AFM Chief Jonathan Wolf Talks Netflix, Importance of Physical Market: "The Goal Is to Drive Up Prices"

11 FEA Filmart Jonathan Wolf
Thos. Robinson/Getty Images for AFM

The streamer is turning entrepreneurial producers into workers for hire, he says.

AFM managing director Jonathan Wolf on Sunday sat down mid-market for a candid interview with The Hollywood Reporter, holding forth about market dynamics and streamers as he sipped coffee in a green room at the Fairmont Miramar Hotel while a panel for producers took place in an adjacent ballroom.

"Sales happen best face to face," he said. "Markets create a sense of urgency.

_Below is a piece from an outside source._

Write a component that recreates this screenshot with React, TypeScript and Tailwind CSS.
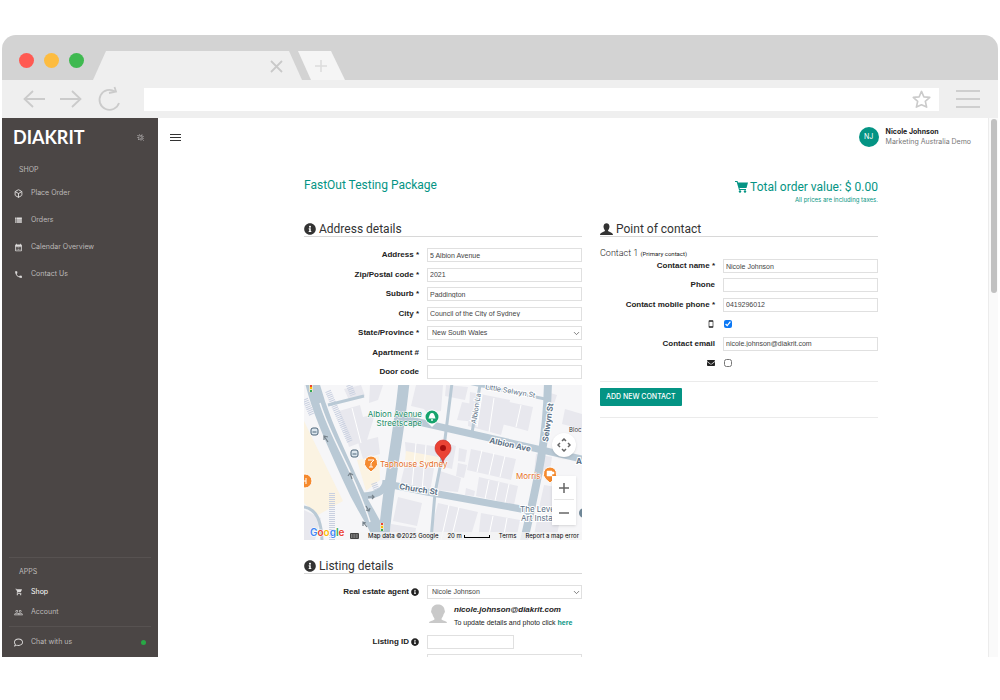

Markets create an auction environment." If that sounds like the same wisdom one would find in a souk, so be it: Wolf disclosed that his team studies the Consumer Electronics Show, the National Association of Broadcasters conference and even furniture trade shows for tips.

"The goal," he added, "is to drive up prices." Wolf’s organization — the Independent Film & Television Alliance, of which he is also executive vp — represents sellers: independent production and distribution companies. "The sales company says, ‘Our goal is to sell and sell out while we’re here.'"

That urgency also helps Wolf’s members package projects, by creating a deadline that "drives talent to the table" when a producer is trying to get them to commit to a movie. "The market creates a true deadline," he explained. But if a producer’s job has always been hard — which is a much more apt truism than the popular "meetings by the hotel pool" image — it’s harder still today, and Wolf didn’t mince words as he assigned blame.

"Netflix is wonderful for directors, writers, actors and cinematographers, [but it] is destroying the entrepreneurial producer," he said, "who historically would have had a back end."

The streamer, Wolf said, “is following a 1940s studio model: Everyone is work for hire [and] no one has any participation,” or upside on the back end. And on the consumer side, he added, Netflix isn’t selling movies at all: “They’re selling subscriptions, which is a different thing,” since all the streamer needs are just enough content in various categories that it becomes a must-have for any given subscriber.

Where is all this going? Wolf offered that today the market is bifurcating. "The budgets are getting bigger or the budgets are getting smaller, [while] the middle ground" — which he defined as $2 million to $8 million pictures — "is disappearing." But he had no predictions for next year’s AFM, other than that "the films will be different, and that’s always exciting."

Still, we can rest assured that there will be an AFM next year, which Wolf and his team will start planning as soon as this year’s market concludes. After all, he said, “we’re still a species that wants to connect face to face.”